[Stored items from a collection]

+++++

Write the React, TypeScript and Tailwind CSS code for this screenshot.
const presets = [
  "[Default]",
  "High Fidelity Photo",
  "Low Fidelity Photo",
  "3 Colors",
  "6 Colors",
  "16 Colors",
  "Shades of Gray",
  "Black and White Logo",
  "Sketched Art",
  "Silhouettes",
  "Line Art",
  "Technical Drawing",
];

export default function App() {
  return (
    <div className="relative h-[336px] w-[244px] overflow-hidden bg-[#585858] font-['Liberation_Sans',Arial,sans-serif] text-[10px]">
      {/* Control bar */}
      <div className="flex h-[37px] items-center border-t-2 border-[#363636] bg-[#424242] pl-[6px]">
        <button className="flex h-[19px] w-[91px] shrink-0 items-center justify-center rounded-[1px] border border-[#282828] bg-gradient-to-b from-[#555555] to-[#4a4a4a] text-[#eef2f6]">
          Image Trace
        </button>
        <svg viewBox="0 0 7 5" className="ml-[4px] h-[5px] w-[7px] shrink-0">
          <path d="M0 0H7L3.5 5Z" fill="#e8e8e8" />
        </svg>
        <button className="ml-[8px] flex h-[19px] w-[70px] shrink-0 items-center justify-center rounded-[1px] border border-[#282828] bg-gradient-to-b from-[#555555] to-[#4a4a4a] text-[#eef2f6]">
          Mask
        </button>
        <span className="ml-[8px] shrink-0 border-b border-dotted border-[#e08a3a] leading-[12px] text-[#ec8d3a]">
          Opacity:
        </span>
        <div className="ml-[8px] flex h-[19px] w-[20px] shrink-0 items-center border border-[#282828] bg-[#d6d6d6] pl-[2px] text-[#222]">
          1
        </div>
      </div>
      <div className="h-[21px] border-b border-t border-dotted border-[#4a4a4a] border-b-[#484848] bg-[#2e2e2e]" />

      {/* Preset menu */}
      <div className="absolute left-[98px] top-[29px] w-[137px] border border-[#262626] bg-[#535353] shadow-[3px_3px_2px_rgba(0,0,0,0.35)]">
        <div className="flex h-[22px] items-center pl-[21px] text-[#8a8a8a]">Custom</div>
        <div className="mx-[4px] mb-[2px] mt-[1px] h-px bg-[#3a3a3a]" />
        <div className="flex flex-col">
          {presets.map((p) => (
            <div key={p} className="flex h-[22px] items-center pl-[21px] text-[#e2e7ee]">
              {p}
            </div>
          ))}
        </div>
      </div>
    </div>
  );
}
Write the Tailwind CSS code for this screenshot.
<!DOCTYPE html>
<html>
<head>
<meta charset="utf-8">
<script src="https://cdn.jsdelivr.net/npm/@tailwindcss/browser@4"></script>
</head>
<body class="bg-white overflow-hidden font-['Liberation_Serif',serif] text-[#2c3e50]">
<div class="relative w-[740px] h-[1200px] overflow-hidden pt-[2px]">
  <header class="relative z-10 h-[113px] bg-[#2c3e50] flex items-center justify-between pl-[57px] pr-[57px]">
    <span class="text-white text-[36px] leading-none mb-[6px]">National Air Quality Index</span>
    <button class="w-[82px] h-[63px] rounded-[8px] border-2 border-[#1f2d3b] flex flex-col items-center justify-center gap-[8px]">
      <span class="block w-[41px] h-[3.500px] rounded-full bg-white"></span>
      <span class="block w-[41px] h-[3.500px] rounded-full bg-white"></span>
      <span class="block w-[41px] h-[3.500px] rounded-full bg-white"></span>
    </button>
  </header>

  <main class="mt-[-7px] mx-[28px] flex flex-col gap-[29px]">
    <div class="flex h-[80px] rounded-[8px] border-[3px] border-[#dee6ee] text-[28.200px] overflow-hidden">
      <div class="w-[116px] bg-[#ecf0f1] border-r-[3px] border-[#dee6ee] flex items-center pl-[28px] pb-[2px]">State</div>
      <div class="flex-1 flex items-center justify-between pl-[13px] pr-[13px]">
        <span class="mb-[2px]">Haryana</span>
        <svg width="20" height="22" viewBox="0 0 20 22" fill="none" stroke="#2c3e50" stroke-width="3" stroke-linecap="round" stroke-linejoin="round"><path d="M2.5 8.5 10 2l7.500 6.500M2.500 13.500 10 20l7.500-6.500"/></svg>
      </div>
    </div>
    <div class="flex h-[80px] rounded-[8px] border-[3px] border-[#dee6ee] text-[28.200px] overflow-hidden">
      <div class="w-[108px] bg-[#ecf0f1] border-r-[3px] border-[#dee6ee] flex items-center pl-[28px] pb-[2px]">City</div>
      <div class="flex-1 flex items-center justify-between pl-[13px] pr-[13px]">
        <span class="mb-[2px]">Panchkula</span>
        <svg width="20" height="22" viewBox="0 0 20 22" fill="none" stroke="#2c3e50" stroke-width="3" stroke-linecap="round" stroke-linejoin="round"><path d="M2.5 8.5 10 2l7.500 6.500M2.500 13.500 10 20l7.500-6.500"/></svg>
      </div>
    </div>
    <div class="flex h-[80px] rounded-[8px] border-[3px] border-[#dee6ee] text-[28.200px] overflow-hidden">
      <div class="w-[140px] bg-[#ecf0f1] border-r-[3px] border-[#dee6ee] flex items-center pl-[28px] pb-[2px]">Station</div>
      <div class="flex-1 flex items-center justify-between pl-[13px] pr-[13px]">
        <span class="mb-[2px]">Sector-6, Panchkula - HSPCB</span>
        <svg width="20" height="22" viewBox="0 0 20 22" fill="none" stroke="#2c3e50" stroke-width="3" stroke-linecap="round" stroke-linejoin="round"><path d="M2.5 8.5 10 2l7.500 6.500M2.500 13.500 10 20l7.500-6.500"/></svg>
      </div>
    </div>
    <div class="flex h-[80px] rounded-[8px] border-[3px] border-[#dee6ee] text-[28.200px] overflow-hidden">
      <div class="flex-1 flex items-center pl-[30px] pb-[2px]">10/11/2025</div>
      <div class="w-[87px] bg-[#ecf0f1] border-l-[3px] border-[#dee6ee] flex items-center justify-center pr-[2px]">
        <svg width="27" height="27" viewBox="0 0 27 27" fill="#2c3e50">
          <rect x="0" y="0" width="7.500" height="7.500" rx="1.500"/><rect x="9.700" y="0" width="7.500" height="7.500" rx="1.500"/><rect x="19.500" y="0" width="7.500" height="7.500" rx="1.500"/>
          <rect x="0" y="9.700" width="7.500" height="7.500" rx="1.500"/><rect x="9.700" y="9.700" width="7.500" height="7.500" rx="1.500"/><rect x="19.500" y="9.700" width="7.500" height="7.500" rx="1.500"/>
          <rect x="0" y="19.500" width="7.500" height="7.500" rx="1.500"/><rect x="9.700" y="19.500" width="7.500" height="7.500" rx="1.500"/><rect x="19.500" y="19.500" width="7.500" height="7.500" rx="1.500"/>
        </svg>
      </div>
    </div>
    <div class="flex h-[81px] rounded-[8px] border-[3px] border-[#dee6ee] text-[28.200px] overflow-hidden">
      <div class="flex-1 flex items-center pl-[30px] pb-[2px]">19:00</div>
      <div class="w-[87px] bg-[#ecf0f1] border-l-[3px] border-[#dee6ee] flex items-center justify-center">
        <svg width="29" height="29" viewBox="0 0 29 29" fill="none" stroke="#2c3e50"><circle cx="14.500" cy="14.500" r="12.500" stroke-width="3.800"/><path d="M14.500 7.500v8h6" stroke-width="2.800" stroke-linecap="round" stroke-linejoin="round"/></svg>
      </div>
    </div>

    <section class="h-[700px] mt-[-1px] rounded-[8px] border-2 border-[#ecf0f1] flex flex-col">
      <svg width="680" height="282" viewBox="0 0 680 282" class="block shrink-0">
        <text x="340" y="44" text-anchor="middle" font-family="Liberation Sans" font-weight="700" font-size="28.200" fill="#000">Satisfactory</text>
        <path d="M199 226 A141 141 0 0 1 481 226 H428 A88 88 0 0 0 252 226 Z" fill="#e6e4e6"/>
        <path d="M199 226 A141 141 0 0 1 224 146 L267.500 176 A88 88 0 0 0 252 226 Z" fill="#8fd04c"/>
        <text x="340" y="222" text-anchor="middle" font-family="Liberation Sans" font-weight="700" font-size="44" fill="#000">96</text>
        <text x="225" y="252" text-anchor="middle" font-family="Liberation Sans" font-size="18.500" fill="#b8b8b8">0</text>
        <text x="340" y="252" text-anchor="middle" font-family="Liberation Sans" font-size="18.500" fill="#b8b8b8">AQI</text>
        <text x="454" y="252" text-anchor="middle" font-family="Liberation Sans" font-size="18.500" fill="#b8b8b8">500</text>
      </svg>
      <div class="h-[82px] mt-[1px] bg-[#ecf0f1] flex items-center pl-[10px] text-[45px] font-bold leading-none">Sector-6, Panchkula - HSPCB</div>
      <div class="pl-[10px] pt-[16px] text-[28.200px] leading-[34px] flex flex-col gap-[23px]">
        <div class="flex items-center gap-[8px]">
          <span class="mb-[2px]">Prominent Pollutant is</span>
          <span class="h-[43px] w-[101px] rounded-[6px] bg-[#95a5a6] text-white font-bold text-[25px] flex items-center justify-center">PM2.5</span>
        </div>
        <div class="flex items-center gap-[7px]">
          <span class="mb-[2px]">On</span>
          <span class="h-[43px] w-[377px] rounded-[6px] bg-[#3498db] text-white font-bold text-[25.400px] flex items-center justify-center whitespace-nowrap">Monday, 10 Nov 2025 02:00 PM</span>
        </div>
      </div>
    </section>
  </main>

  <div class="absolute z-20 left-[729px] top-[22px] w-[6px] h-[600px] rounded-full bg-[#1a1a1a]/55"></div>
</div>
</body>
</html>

+++++

Your reply is one number: how many lines of the records above contain the word "code".

2